Extract every record, exactly as written, and ignore the pictures.

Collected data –

┄┄┄┄┄┄┄┄┄┄┄┄┄┄┄┄┄┄┄┄

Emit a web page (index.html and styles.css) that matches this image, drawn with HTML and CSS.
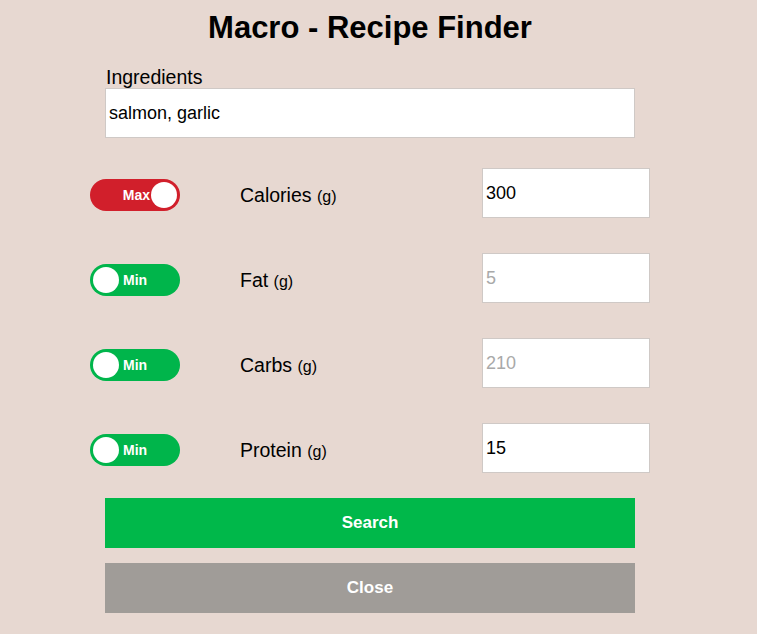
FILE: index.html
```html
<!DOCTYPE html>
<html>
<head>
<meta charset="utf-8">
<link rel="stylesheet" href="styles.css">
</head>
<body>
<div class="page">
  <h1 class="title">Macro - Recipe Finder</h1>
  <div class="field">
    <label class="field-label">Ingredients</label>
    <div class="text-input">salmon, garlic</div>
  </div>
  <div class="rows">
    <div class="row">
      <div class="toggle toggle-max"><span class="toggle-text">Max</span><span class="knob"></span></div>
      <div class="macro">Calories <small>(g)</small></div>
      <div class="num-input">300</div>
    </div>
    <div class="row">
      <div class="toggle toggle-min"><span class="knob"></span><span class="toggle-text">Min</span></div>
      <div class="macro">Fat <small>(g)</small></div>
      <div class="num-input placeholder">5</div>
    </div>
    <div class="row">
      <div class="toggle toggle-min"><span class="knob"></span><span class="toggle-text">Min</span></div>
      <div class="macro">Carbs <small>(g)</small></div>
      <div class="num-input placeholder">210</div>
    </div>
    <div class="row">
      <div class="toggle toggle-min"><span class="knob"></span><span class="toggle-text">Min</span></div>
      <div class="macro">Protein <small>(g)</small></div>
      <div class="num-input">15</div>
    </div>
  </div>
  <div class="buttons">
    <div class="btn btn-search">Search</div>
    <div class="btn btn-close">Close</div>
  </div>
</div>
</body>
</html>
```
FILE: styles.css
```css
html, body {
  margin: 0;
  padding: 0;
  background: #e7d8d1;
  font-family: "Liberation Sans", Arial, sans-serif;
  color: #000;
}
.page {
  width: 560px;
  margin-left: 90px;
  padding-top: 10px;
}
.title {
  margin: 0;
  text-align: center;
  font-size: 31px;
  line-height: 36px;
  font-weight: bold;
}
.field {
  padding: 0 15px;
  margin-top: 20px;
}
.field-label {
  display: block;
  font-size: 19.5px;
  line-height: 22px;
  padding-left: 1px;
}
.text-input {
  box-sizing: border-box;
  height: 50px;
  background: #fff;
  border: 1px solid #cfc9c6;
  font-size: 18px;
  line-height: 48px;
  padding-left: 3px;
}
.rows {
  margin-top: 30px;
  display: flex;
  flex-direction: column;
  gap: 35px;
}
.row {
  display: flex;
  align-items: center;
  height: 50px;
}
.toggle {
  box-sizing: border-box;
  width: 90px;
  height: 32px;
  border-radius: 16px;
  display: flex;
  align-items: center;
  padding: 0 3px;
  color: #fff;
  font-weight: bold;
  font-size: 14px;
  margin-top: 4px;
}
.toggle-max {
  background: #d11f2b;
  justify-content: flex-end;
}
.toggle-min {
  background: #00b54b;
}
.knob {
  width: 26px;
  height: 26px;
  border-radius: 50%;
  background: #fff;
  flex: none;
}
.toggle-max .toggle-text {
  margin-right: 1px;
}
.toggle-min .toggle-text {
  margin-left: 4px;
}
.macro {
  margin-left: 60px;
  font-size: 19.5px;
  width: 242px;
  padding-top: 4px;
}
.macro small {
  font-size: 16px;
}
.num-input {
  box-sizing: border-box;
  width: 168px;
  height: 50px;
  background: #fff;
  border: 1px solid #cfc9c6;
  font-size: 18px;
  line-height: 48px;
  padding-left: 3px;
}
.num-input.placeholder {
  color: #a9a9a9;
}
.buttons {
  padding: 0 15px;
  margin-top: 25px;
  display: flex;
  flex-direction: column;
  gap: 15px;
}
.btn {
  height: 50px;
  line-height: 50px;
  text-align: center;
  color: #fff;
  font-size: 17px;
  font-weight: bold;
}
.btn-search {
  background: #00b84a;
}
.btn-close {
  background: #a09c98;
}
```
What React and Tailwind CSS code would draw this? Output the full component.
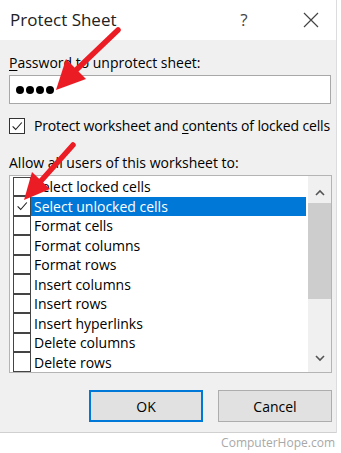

┄┄┄┄┄┄┄┄┄┄┄┄┄┄┄┄┄┄┄┄

ANSWER TO THE PROBLEM –
Emit a web page (index.html and styles.css) that matches this image, drawn with HTML and CSS.
FILE: index.html
```html
<!DOCTYPE html>
<html>
<head>
<meta charset="utf-8">
<link rel="stylesheet" href="styles.css">
</head>
<body>
<div class="page">
  <h1 class="title">Macro - Recipe Finder</h1>
  <div class="field">
    <label class="field-label">Ingredients</label>
    <div class="text-input">salmon, garlic</div>
  </div>
  <div class="rows">
    <div class="row">
      <div class="toggle toggle-max"><span class="toggle-text">Max</span><span class="knob"></span></div>
      <div class="macro">Calories <small>(g)</small></div>
      <div class="num-input">300</div>
    </div>
    <div class="row">
      <div class="toggle toggle-min"><span class="knob"></span><span class="toggle-text">Min</span></div>
      <div class="macro">Fat <small>(g)</small></div>
      <div class="num-input placeholder">5</div>
    </div>
    <div class="row">
      <div class="toggle toggle-min"><span class="knob"></span><span class="toggle-text">Min</span></div>
      <div class="macro">Carbs <small>(g)</small></div>
      <div class="num-input placeholder">210</div>
    </div>
    <div class="row">
      <div class="toggle toggle-min"><span class="knob"></span><span class="toggle-text">Min</span></div>
      <div class="macro">Protein <small>(g)</small></div>
      <div class="num-input">15</div>
    </div>
  </div>
  <div class="buttons">
    <div class="btn btn-search">Search</div>
    <div class="btn btn-close">Close</div>
  </div>
</div>
</body>
</html>
```
FILE: styles.css
```css
html, body {
  margin: 0;
  padding: 0;
  background: #e7d8d1;
  font-family: "Liberation Sans", Arial, sans-serif;
  color: #000;
}
.page {
  width: 560px;
  margin-left: 90px;
  padding-top: 10px;
}
.title {
  margin: 0;
  text-align: center;
  font-size: 31px;
  line-height: 36px;
  font-weight: bold;
}
.field {
  padding: 0 15px;
  margin-top: 20px;
}
.field-label {
  display: block;
  font-size: 19.5px;
  line-height: 22px;
  padding-left: 1px;
}
.text-input {
  box-sizing: border-box;
  height: 50px;
  background: #fff;
  border: 1px solid #cfc9c6;
  font-size: 18px;
  line-height: 48px;
  padding-left: 3px;
}
.rows {
  margin-top: 30px;
  display: flex;
  flex-direction: column;
  gap: 35px;
}
.row {
  display: flex;
  align-items: center;
  height: 50px;
}
.toggle {
  box-sizing: border-box;
  width: 90px;
  height: 32px;
  border-radius: 16px;
  display: flex;
  align-items: center;
  padding: 0 3px;
  color: #fff;
  font-weight: bold;
  font-size: 14px;
  margin-top: 4px;
}
.toggle-max {
  background: #d11f2b;
  justify-content: flex-end;
}
.toggle-min {
  background: #00b54b;
}
.knob {
  width: 26px;
  height: 26px;
  border-radius: 50%;
  background: #fff;
  flex: none;
}
.toggle-max .toggle-text {
  margin-right: 1px;
}
.toggle-min .toggle-text {
  margin-left: 4px;
}
.macro {
  margin-left: 60px;
  font-size: 19.5px;
  width: 242px;
  padding-top: 4px;
}
.macro small {
  font-size: 16px;
}
.num-input {
  box-sizing: border-box;
  width: 168px;
  height: 50px;
  background: #fff;
  border: 1px solid #cfc9c6;
  font-size: 18px;
  line-height: 48px;
  padding-left: 3px;
}
.num-input.placeholder {
  color: #a9a9a9;
}
.buttons {
  padding: 0 15px;
  margin-top: 25px;
  display: flex;
  flex-direction: column;
  gap: 15px;
}
.btn {
  height: 50px;
  line-height: 50px;
  text-align: center;
  color: #fff;
  font-size: 17px;
  font-weight: bold;
}
.btn-search {
  background: #00b84a;
}
.btn-close {
  background: #a09c98;
}
```
What React and Tailwind CSS code would draw this? Output the full component.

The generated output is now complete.